Il lavoro di delegittimazione linguistica e mediatica dei valori di convivenza civile continua e il “cavallo i Troia” (leggi Fornero n.d.r.) si insedia in un’altra piazza espropriando l‘Agorà del diritto di scegliere e concordare assieme le più importanti misure di politica economica del paese. In buona sostanza il “Paese”, proprietario assoluto di se stesso, non può indicare al suo amministratore pro-tempore cosa ritenga “bene” e cosa “male” per sé, quasi fosse un minore sotto tutela, espropriato d’ogni capacità giuridica.

Dunque, la “concertazione” diventa un altro tassello valoriale, costituzionalmente protetto, da riformare per via semantica. Dopo l’infausta uscita della Fornero, sul tema si sprecano, anche qui, gli “sciorina-menti” delle più avanzate teorie politologiche, tanto futuristiche che se ne perde la consistenza in riferimento allo status quo. Il paese ha molto più bisogno di collaborare che di competere, proprio in virtù della contingenza economica e sociale in cui versa, e dovrebbe conservare i pochi istituti normativi capaci i aggregare. “Concertare” non è solo il modo migliore di condividere scelte strategiche per la tutela di “beni comuni”, in economia come nel sociale, ma soprattutto indifferibile strumento di coesione del collettivo – o delle “parti”, per usare metafore contrattualistiche – nelle fasi storiche di crisi sistemica.

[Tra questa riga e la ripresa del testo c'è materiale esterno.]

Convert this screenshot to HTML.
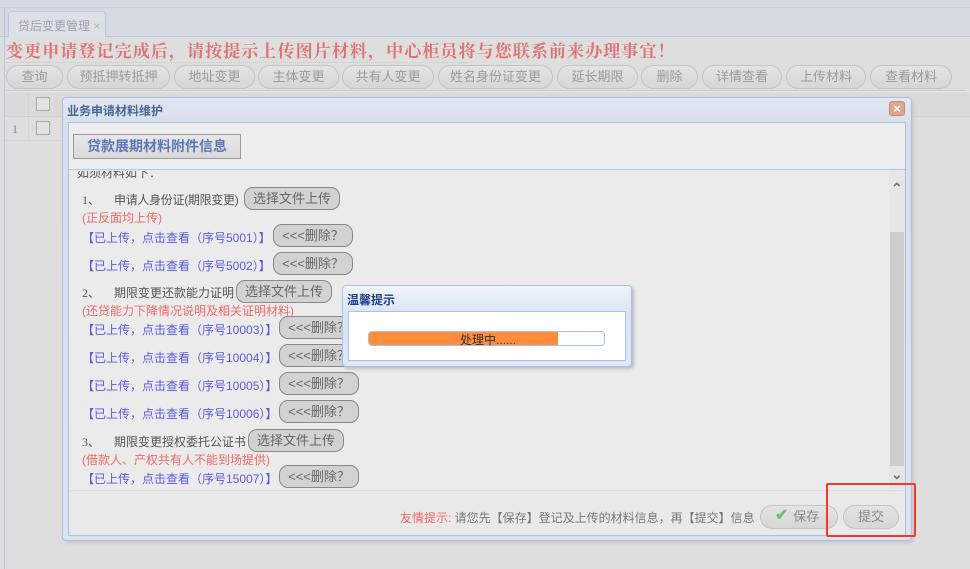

Non sembra vero leggere interventi inneggianti al decisionismo, mascherati nel binomio truffaldino democrazia-responsabilità, da penne solitamente attente al riverbero politico e sociale di certe posizioni concettuali.

 

Insomma, si ricava la sensazione sconfortante che la caduta del medioevo della casta e delle lobby resti sospesa sine die in un limbo che somiglia più al paradiso che all’inferno, nel senso che continua a mantenere intatti tutti gli indebiti privilegi arraffati nel tempo. Mentre i signorotti medievali promettono d’emendarsi, eleggono l’amministratore pro-tempore di tutti i cittadini, col mandato di saccheggiare diritti e conservare privilegi, in nome d’una Europa che vorrebbe disporre sempre più rapidamente e con strutture “concentrate”, per meglio esaudire le istanze dei mercati, dove la ricchezza si deposita in forma incessantemente più apicale, proprio grazie alla “rapina in progress”, dal forziere dei diritti e delle tutele umane, costruito, senza retorica, col sangue e con le guerre del novecento. Su cosa fonda il terzo millennio il diritto i retrocedere all’anno zero della civiltà giuridica e sociale, trecento milioni di cittadini Europei?